The project's run by volunteers, fundraising locally, so I have three days to introduce poetry to an entire year group and hope that they'll take it as far as they can. What on earth could I do with so many in such a short time? The school's divided them in to slightly smaller groups than if I worked with whole classes, so I'm doing rolling hour-long sessions with different pupils so they all get a shot at it.

But the whirlpool ramshorn snail came up with the answer - or at least I hope so because I haven't done them yet….it took me back to that list of names in Chesworth Arts Farm, which incidentally is a stone's throw away from the house where Catherine Howard lived with Agnes, Dowager Duchess of Norfolk. Poor Catherine was 19 when she married Henry 8th (she ended up beheaded).

What I needed for Seaford was a similar list of species and, more difficult, a photo to go with each one. I'm not sure what made me think this would be feasible. Naively I believed there'd be a repository of some kind in Sussex that noted these things (as was the case at Chesworth) and that there'd be a relatively easy way to link them up with photos. Everything's a compromise. Two local photographers have supplied the bulk of what I needed and Wiki Commons helped with the rest.

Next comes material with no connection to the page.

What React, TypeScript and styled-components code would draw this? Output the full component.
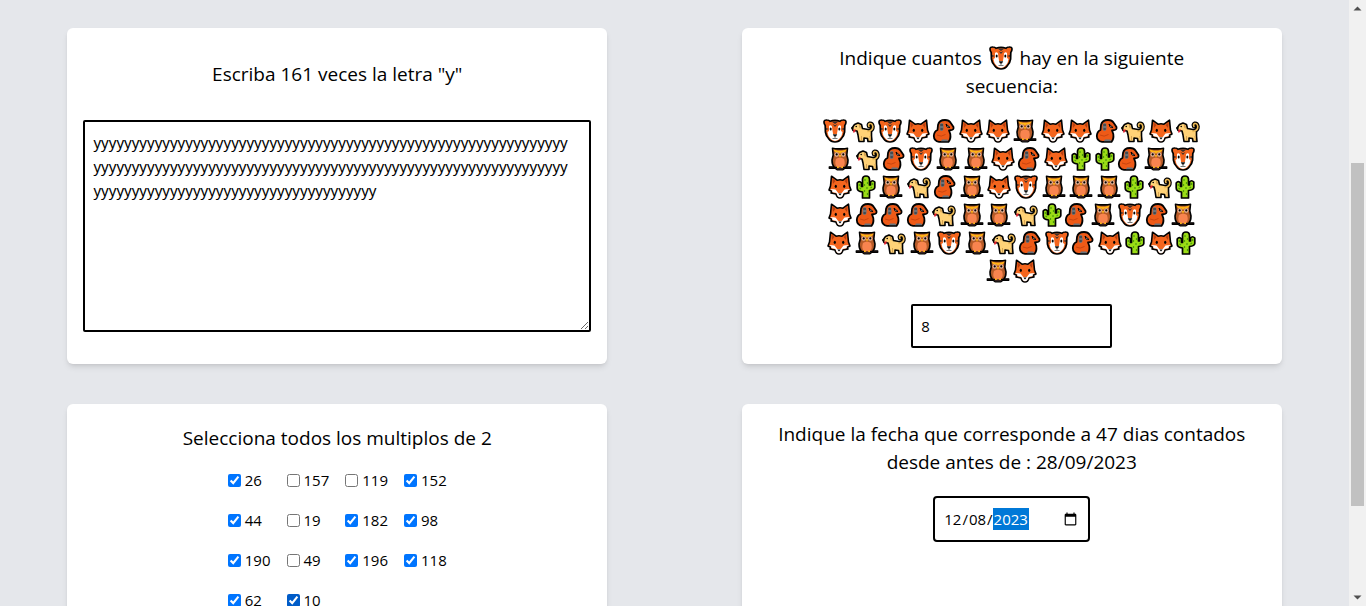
import React from "react";
import styled, { createGlobalStyle, css } from "styled-components";

const GlobalStyle = createGlobalStyle`
  *, *::before, *::after { box-sizing: border-box; }
  body {
    margin: 0;
    background: #e5e7eb;
    color: #000;
    font-family: "Segoe UI", "Open Sans", "Noto Sans", sans-serif;
    font-size: 15px;
    line-height: 24px;
  }
  input, textarea, button { font: inherit; color: inherit; }
`;

const Viewport = styled.div`
  display: flex;
  height: 100vh;
  overflow: hidden;
`;

const Board = styled.main`
  flex: 1;
  display: grid;
  grid-template-columns: 40% 40%;
  grid-auto-rows: max-content;
  justify-content: space-around;
  align-content: start;
  row-gap: 40px;
  padding: 28px 0;
`;

const Card = styled.section<{ $spread?: boolean }>`
  display: flex;
  flex-direction: column;
  align-items: center;
  justify-content: ${(p) => (p.$spread ? "space-around" : "flex-start")};
  min-height: 236px;
  padding: 16px;
  background: #fff;
  border-radius: 6px;
  box-shadow: 0 4px 6px -1px rgba(0, 0, 0, 0.1), 0 2px 4px -2px rgba(0, 0, 0, 0.1);
`;

const Title = styled.h2<{ $narrow?: boolean }>`
  margin: 0;
  max-width: ${(p) => (p.$narrow ? "75%" : "100%")};
  font-size: 19px;
  font-weight: 400;
  line-height: 28px;
  text-align: center;
`;

const fieldBorder = css`
  border: 2px solid #000;
  border-radius: 2px;
  background: #fff;
  outline: none;
`;

const Answer = styled.textarea`
  ${fieldBorder}
  display: block;
  width: 100%;
  height: 212px;
  padding: 8px 20px 8px 8px;
  font-family: "Segoe UI", "Noto Sans", sans-serif;
  word-break: break-all;
`;

const NumberField = styled.input`
  ${fieldBorder}
  width: 201px;
  height: 44px;
  margin-top: 20px;
  padding: 8px;
`;

const DateField = styled.input`
  ${fieldBorder}
  width: 157px;
  height: 46px;
  margin-top: 20px;
  padding: 8px;
  border-radius: 4px;

  &::-webkit-datetime-edit-year-field {
    background: #0078d7;
    color: #fff;
  }
`;

const Sequence = styled.p`
  width: 75%;
  margin: 16px 0 0;
  font-size: 21px;
  line-height: 28px;
  text-align: center;
`;

const Glyph = styled.svg<{ $kind: Kind; $inTitle?: boolean }>`
  display: inline-block;
  width: ${(p) => advance[p.$kind]}px;
  height: 24px;
  margin: ${(p) => (p.$inTitle ? "0 3px" : "0")};
  vertical-align: -5px;
  overflow: visible;
`;

const Options = styled.div`
  display: grid;
  grid-template-columns: repeat(4, auto);
`;

const Option = styled.label`
  display: flex;
  align-items: center;
  gap: 4px;
  padding: 8px;
`;

const Tick = styled.input<{ $hovered?: boolean }>`
  width: 13px;
  height: 13px;
  margin: 0;
  accent-color: ${(p) => (p.$hovered ? "#005cc8" : "#0075ff")};
`;

const ScrollTrack = styled.aside`
  display: flex;
  flex-direction: column;
  align-items: center;
  flex: 0 0 17px;
  background: #f1f1f1;
`;

const ScrollArrow = styled.svg`
  width: 17px;
  height: 17px;
  flex: none;
`;

const ScrollLane = styled.div`
  flex: 1;
  display: grid;
  grid-template-rows: 146fr 343fr 83fr;
`;

const ScrollThumb = styled.div`
  grid-row: 2;
  width: 13px;
  background: #c1c1c1;
`;

type Kind = "tiger" | "dog" | "fox" | "ape" | "owl" | "cactus";

const advance: Record<Kind, number> = { tiger: 22, dog: 22, fox: 22, ape: 20, owl: 22, cactus: 18 };

const drawings: Record<Kind, React.ReactNode> = {
  tiger: (
    <>
      <path d="M1 3Q1 .8 4 1Q6 1 7 2.2Q12 .6 17 2.2Q18 1 20 1Q23 .8 23 3Q23 5 21.8 6.5L21.6 13Q21 17 18.5 19.5Q16 23 12 23Q8 23 5.5 19.5Q3 17 2.4 13L2.2 6.5Q1 5 1 3Z" fill="#f4651d" stroke="#000" strokeWidth="1.7" />
      <path d="M6 7Q7.5 5.5 9 7.5L10 14H14L15 7.5Q16.5 5.5 18 7L18 12L19.5 13Q19 17 17 19Q15 22 12 22Q9 22 7 19Q5 17 4.5 13L6 12Z" fill="#fff" />
      <path d="M9.5 7H14.5L14 15H10Z" fill="#f4651d" />
      <path d="M8.5 2.5H15.5L12 5ZM9.5 5L12 6.2L14.5 5L12 8ZM3 9L6 10L3 11ZM21 9L18 10L21 11Z" fill="#3b302c" />
      <ellipse cx="7.7" cy="10" rx="1" ry="1.5" />
      <ellipse cx="16.3" cy="10" rx="1" ry="1.5" />
      <path d="M9.8 15.3H14.2L13 17.5H11Z" fill="#111" />
      <path d="M12 17V19M9.5 19.5H14.5" stroke="#555" strokeWidth=".8" />
    </>
  ),
  dog: (
    <>
      <path d="M17 12.5Q22 11.5 21.8 7.5Q21.2 4 18.7 4.5Q16.8 5.5 18 7.5" fill="none" stroke="#000" strokeWidth="4" strokeLinecap="round" />
      <path d="M3.5 5.5L7 4L10.5 5.5L11.5 9.5L17 10.5L20.5 12V17L21 22.5H17L16.5 19.5L13 19V22.5H8L7 16L6 12L2 11.5L1 9Z" fill="#ffd277" stroke="#000" strokeWidth="1.6" strokeLinejoin="round" />
      <path d="M17 12.5Q22 11.5 21.8 7.5Q21.2 4 18.7 4.5Q16.8 5.5 18 7.5" fill="none" stroke="#f0bd58" strokeWidth="1.6" strokeLinecap="round" />
      <path d="M8 5.5L10 6.5L9.7 9.5Q7.5 9.5 8 5.5Z" fill="#d7a352" />
      <circle cx="5.2" cy="7.5" r=".8" />
      <path d="M.5 8H2.5V10H.5Z" />
      <path d="M2.5 10.5H5L3.5 13.5H2Z" fill="#e52030" />
      <path d="M10.5 17V21M19 17L19.5 21" stroke="#d7a352" />
    </>
  ),
  fox: (
    <>
      <path d="M3.5 1.2L9 5.2Q12 4.2 15 5.2L20.5 1.2L21.5 11L23 15L20 16.5L21 18L16 19Q15 23 12 23Q9 23 8 19L3 18L4 16.5L1 15L2.5 11Z" fill="#f4651d" stroke="#000" strokeWidth="1.6" strokeLinejoin="round" />
      <path d="M2.2 14L7.5 14.5L10.2 18H13.8L16.5 14.5L21.8 14L19.5 15.8L20 17L15.5 18Q14.7 22.2 12 22.2Q9.3 22.2 8.5 18L4 17L4.5 15.8Z" fill="#fff" />
      <path d="M4.3 3.2L7.5 6L5 9ZM19.7 3.2L16.5 6L19 9Z" fill="#b84012" />
      <ellipse cx="7.8" cy="11.3" rx="1.1" ry="1.6" />
      <ellipse cx="16.2" cy="11.3" rx="1.1" ry="1.6" />
      <path d="M10.3 18.5H13.7L12 20.5Z" />
    </>
  ),
  ape: (
    <>
      <path d="M6 6Q7 1 13 1Q17 1 18.5 3.5L21.5 8Q22 11 19 11.2L17 11.5L18.3 15Q19 20 16.5 22.8H7Q2 22 1.8 17Q2 12.5 5.5 11Z" fill="#ee5a17" stroke="#000" strokeWidth="1.8" strokeLinejoin="round" />
      <path d="M14 5L18 8.5L15 8Z" fill="#fff" stroke="#000" strokeWidth="1" />
      <path d="M8 5Q9.8 3.2 11.3 5L11.6 10Q10.8 12.5 9 12Q7.5 11.5 7.5 9Z" fill="#68727a" />
      <path d="M8.3 6H11M8.5 10H10.8" stroke="#222" strokeWidth="1" />
      <path d="M5 16Q9 18.5 13.5 15.5" fill="none" stroke="#c94510" strokeWidth="1" />
      <path d="M10 20.5H15.5L16 22.2H9Z" fill="#68727a" />
    </>
  ),
  owl: (
    <>
      <path d="M1.2 19.8H22.8V21.3H17L15 22.8H9L7 21.3H1.2Z" fill="#4b2c29" stroke="#000" strokeWidth="1.2" strokeLinejoin="round" />
      <path d="M4.5 1.2Q8 2.2 12 1.8Q16 2.2 19.5 1.2L18.8 8L20 13Q20 18 17.5 20.5H6.5Q4 18 4 13L5.2 8Z" fill="#b65b28" stroke="#000" strokeWidth="1.6" strokeLinejoin="round" />
      <path d="M8 12Q12 9.5 16 12Q18 18 14.5 20.5H9.5Q6 18 8 12Z" fill="#f9844f" />
      <path d="M5.3 2.5L10 3.8H14L18.7 2.5L17 5L13 5.8L12 7L11 5.8L7 5Z" fill="#ffb514" />
      <circle cx="8.7" cy="7.5" r="2.2" fill="#e9b89c" />
      <circle cx="15.3" cy="7.5" r="2.2" fill="#e9b89c" />
      <circle cx="8.7" cy="7.4" r="1.1" />
      <circle cx="15.3" cy="7.4" r="1.1" />
      <path d="M10.8 8H13.2L12 11Z" fill="#ffb514" />
      <path d="M9 20.2H10.8M13.2 20.2H15" stroke="#ffb514" strokeWidth="1.5" />
    </>
  ),
  cactus: (
    <>
      <path d="M8.5 4Q8.7 1 12 1Q15.3 1 15.5 4V10H16.5V7Q18.5 4.5 20.8 7V12.5Q20.5 15 15.5 15.5V23H8.5V17Q3.2 16.5 3.2 13V8Q5.3 5.3 7.5 8V11.5H8.5Z" fill="#9bdc16" stroke="#000" strokeWidth="1.7" strokeLinejoin="round" />
      <path d="M11 4V6M13.5 7V9M10.5 9V11M13 12V14M10.5 15V17M13.5 18V20M5.3 9V11M5.5 13L7 14M18.6 8V10M18 12L16.5 13" stroke="#4c9c0b" strokeWidth="1.2" />
    </>
  ),
};

const codes: Record<string, Kind> = { T: "tiger", D: "dog", F: "fox", M: "ape", O: "owl", C: "cactus" };

const sequence = ["TDTFMFFOFFMDFD", "ODMTOOFMFCCMOT", "FCODMOFTOOOCDC", "FMMMDOODCMOTMO", "FODOTODMTMFCFC", "OF"]
  .join("")
  .split("");

const options = [
  { value: 26, checked: true },
  { value: 157 },
  { value: 119 },
  { value: 152, checked: true },
  { value: 44, checked: true },
  { value: 19 },
  { value: 182, checked: true },
  { value: 98, checked: true },
  { value: 190, checked: true },
  { value: 49 },
  { value: 196, checked: true },
  { value: 118, checked: true },
  { value: 62, checked: true },
  { value: 10, checked: true, hovered: true },
];

function Emoji({ kind, inTitle }: { kind: Kind; inTitle?: boolean }) {
  return (
    <Glyph $kind={kind} $inTitle={inTitle} viewBox="0 0 24 24" preserveAspectRatio="xMidYMid slice" aria-hidden="true">
      {drawings[kind]}
    </Glyph>
  );
}

export default function App() {
  return (
    <>
      <GlobalStyle />
      <Viewport>
        <Board>
          <Card $spread>
            <Title as="label" htmlFor="letters">Escriba 161 veces la letra "y"</Title>
            <Answer id="letters" spellCheck={false} defaultValue={"y".repeat(161)} />
          </Card>

          <Card>
            <Title as="label" htmlFor="count" $narrow>
              Indique cuantos <Emoji kind="tiger" inTitle />
              {" hay en la siguiente "}
              {"secuencia:"}
            </Title>
            <Sequence>
              {sequence.map((code, i) => (
                <React.Fragment key={i}>
                  <Emoji kind={codes[code]} />{" "}
                </React.Fragment>
              ))}
            </Sequence>
            <NumberField id="count" type="text" inputMode="numeric" defaultValue="8" />
          </Card>

          <Card $spread>
            <Title>Selecciona todos los multiplos de 2</Title>
            <Options>
              {options.map((o) => (
                <Option key={o.value}>
                  <Tick type="checkbox" defaultChecked={o.checked} $hovered={o.hovered} />
                  {o.value}
                </Option>
              ))}
            </Options>
          </Card>

          <Card>
            <Title as="label" htmlFor="date">
              Indique la fecha que corresponde a 47 dias contados desde antes de : 28/09/2023
            </Title>
            <DateField id="date" type="date" defaultValue="2023-12-08" />
          </Card>
        </Board>

        <ScrollTrack aria-hidden="true">
          <ScrollArrow viewBox="0 0 17 17">
            <path d="M8.5 6.5L12.5 10.5H4.5Z" fill="#505050" />
          </ScrollArrow>
          <ScrollLane>
            <ScrollThumb />
          </ScrollLane>
          <ScrollArrow viewBox="0 0 17 17">
            <path d="M8.5 10.5L12.5 6.5H4.5Z" fill="#505050" />
          </ScrollArrow>
        </ScrollTrack>
      </Viewport>
    </>
  );
}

The research has taken days, though, and my initial hope to have the Latin names alongside the common names for each species has fallen away. In fact, some photos of lichen have remained just that, lichen.

But I'm hoping the idea's sound. We give each young person in the year group a notebook and a photo of a species. My task is to kick-start their writing with exercises on metaphor - look closely, describe, look again, what do you see beyond the description? - and ideas from poets like Ted Hughes. Then, with luck, they'll set off and research the species in depth. And with Catherine in mind, what I'd also like them to think about is what would be lost if it disappeared.